Who wins when professors play politics?
November 14, 2025
It could be argued that the entire Bowdoin experience is meant to push students to grapple with complexity, to learn how to construct arguments and build one’s views through uncertainty and debate, “To gain a standard for the appreciation of others’ work / And the criticism of your own….” That’s why Bowdoin faculty painstakingly construct and teach courses that examine the intricacies of affirmative action, the value of charter schools, the fall of Rome, the origins of capitalism—topics that are complex and require meaningful context to even begin understanding their complexity. Other courses ask students to debate physician-assisted suicide or the ethics of AI. Topics without an obvious answer. Topics with layers upon layers of nuance to be mined and sifted.
The professors who reach the heights of the College’s vision for itself have a lasting impact on students by giving their students the tools to encounter the complexity of the world: “A liberal arts education … hones the capacity for critical and open intellectual inquiry….” For those professors who grasp and have a reverence for that awesome responsibility, we should be grateful.
For those professors who seek to simplify, to narrow, to preach, to reduce, to flatten, to essentialize—of those professors we should be distrustful. It is these professors who are less motivated by the College’s vision of the liberal arts and are more passionate about their own personal agendas. It is these professors who too often succeed in abusing their authority while setting up their students to fail in the years following their graduation.
It is often hard to identify which professors fall into which camp. Yet, there are certain signs.
- When entire departments and courses narrow, reduce and silence, that could be a sign.
- When entire departments and courses avoid teaching about topics that might complicate a narrative or introduce an alternate narrative, that could be a sign.
- When professors write with the fire and brimstone typically reserved for a missionizing evangelizer rather than a dispassionate remove, that could be a sign.
- When professors foist a reductionist or temptingly conspiratorial worldview onto their students, that could be a sign.
- When professors’ scholarship and public statements ignore vast swaths of their fields and centuries of human history, that could be a sign.
- When professors leave out seminal texts from a course syllabus, that could be a sign.
- When professors respond to reasonable critiques of their agendas by accusing others of trying to silence them, instinctively making mention of oppression, inequity, entrenched power dynamics, victimhood or dominant subgroups or cultures; or declaring the justness of overthrowing hierarchies, which is foundational to their professional aspirations and senses of self and so is used as a bizarre justification for absolving them of the responsibility to provide a holistic education for their students that could be a sign.
- When professors fan the flames of conflict, obliquely threaten others around campus and encourage students to flirt with the Code of Community Standards, that could be a sign.
- When professors are so strident in their views that they can’t even see the self censoring by students within their classroom—or if that self censoring is the goal—that could be a sign.

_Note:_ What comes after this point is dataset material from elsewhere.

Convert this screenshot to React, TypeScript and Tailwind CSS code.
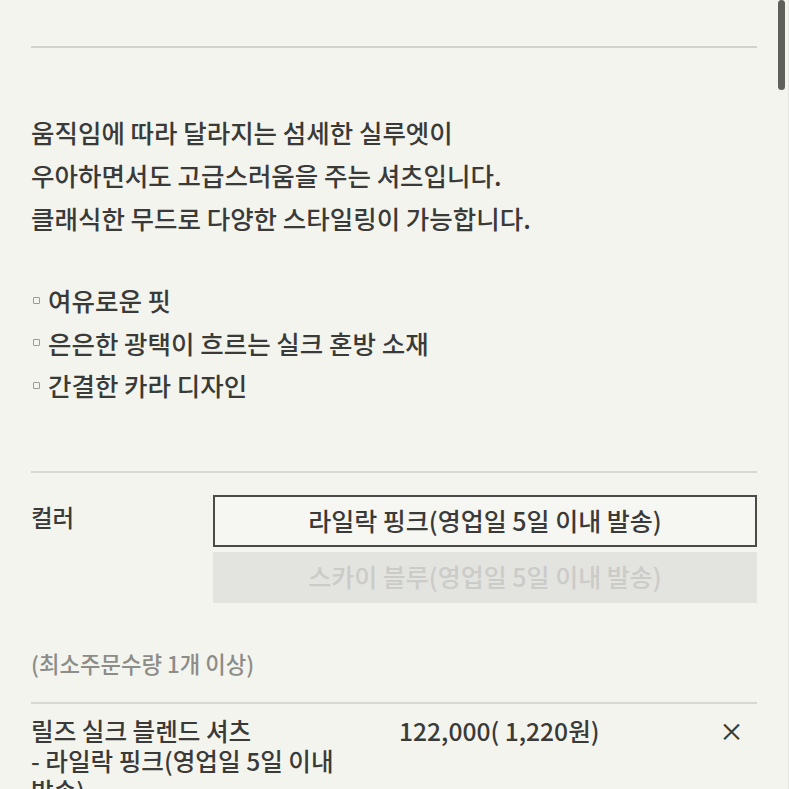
export default function App() {
  const font = { fontFamily: '"Noto Sans CJK KR", "Noto Sans", sans-serif' };
  return (
    <div className="relative h-[789px] w-[789px] overflow-hidden bg-[#f4f4ee] text-[#3a3a38]" style={font}>
      {/* scrollbar thumb */}
      <div className="absolute right-[4px] top-0 h-[90px] w-[7px] rounded-full bg-[#5f5f5c]" />
      <div className="absolute right-0 top-0 h-full w-px bg-[#e6e6e0]" />

      <div className="pl-[31px] pr-[32px] pt-[46px]">
        <div className="h-[2px] bg-[#d2d2cd]" />

        <div className="mt-[62px] text-[25.5px] font-medium leading-[43px]">
          <p>움직임에 따라 달라지는 섬세한 실루엣이</p>
          <p>우아하면서도 고급스러움을 주는 셔츠입니다.</p>
          <p>클래식한 무드로 다양한 스타일링이 가능합니다.</p>
        </div>

        <ul className="mt-[40px] text-[25.5px] font-medium leading-[42.5px]">
          {["여유로운 핏", "은은한 광택이 흐르는 실크 혼방 소재", "간결한 카라 디자인"].map((t) => (
            <li key={t} className="flex items-center">
              <span className="ml-[2px] mr-[8px] inline-block h-[7px] w-[7px] rounded-[1px] border border-[#9a9a96]" />
              <span>{t}</span>
            </li>
          ))}
        </ul>

        <div className="mt-[64px] h-[2px] bg-[#d8d8d3]" />

        <div className="mt-[22px] flex">
          <div className="w-[182px] pt-[7px] text-[23.5px] font-medium leading-[30px]">컬러</div>
          <div className="flex flex-1 flex-col gap-[5px]">
            <div className="flex h-[52px] items-center justify-center border-2 border-[#4a4a48] bg-[#f6f6f2] text-[25px] font-medium">
              라일락 핑크(영업일 5일 이내 발송)
            </div>
            <div className="flex h-[51px] items-center justify-center bg-[#e3e3e0] text-[25px] font-medium text-[#cbcbc8]">
              스카이 블루(영업일 5일 이내 발송)
            </div>
          </div>
        </div>

        <p className="mt-[45px] text-[22.3px] font-medium leading-[30px] text-[#8c8c89]">(최소주문수량 1개 이상)</p>

        <div className="mt-[24px] h-[2px] bg-[#d8d8d3]" />

        <div className="mt-[11px] flex text-[24.6px] font-medium leading-[30px]">
          <div className="w-[340px] break-keep">
            <p>릴즈 실크 블렌드 셔츠</p>
            <p>- 라일락 핑크(영업일 5일 이내 발송)</p>
          </div>
          <div className="ml-[28px] flex-1">122,000( 1,220원)</div>
          <div className="mr-[13px] text-[25px]">×</div>
        </div>
      </div>
    </div>
  );
}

When we see these signs, we should ask ourselves if these professors are up to the task bestowed on them. We should ask ourselves about their expertise and qualifications. We should ask ourselves if these professors are worthy of their employer’s trust. And when they eventually come up for tenure or are tenured already, we should ask ourselves whether a generation of Bowdoin students is well served by the narrowness of their thinking, the clumsiness of their scholarship, the irresponsibility of their teaching, the intolerance of their mindset, the overconfidence in their voice or the moral clarity they assert. If Bowdoin is to be a school worthy of its reputation, the leadership of the College would be wise to take note of those in its faculty who live the Offer of the College and those who merely use their perch to trample over it. And students would be wise to speak up, demanding that the College employ professors who actually encourage debate and promote a diversity of thought. Only then will Bowdoin students be prepared for the complexities of the world beyond Brunswick and to add their well-reasoned perspectives to debates beyond the dorm room rather than transmitting the sectarian worldviews of their dogmatic professors.
Saul P. Greenfield ’73, MD
Dr. Saul Greenfield ’73 is a former Editor-in-Chief of the Bowdoin Orient.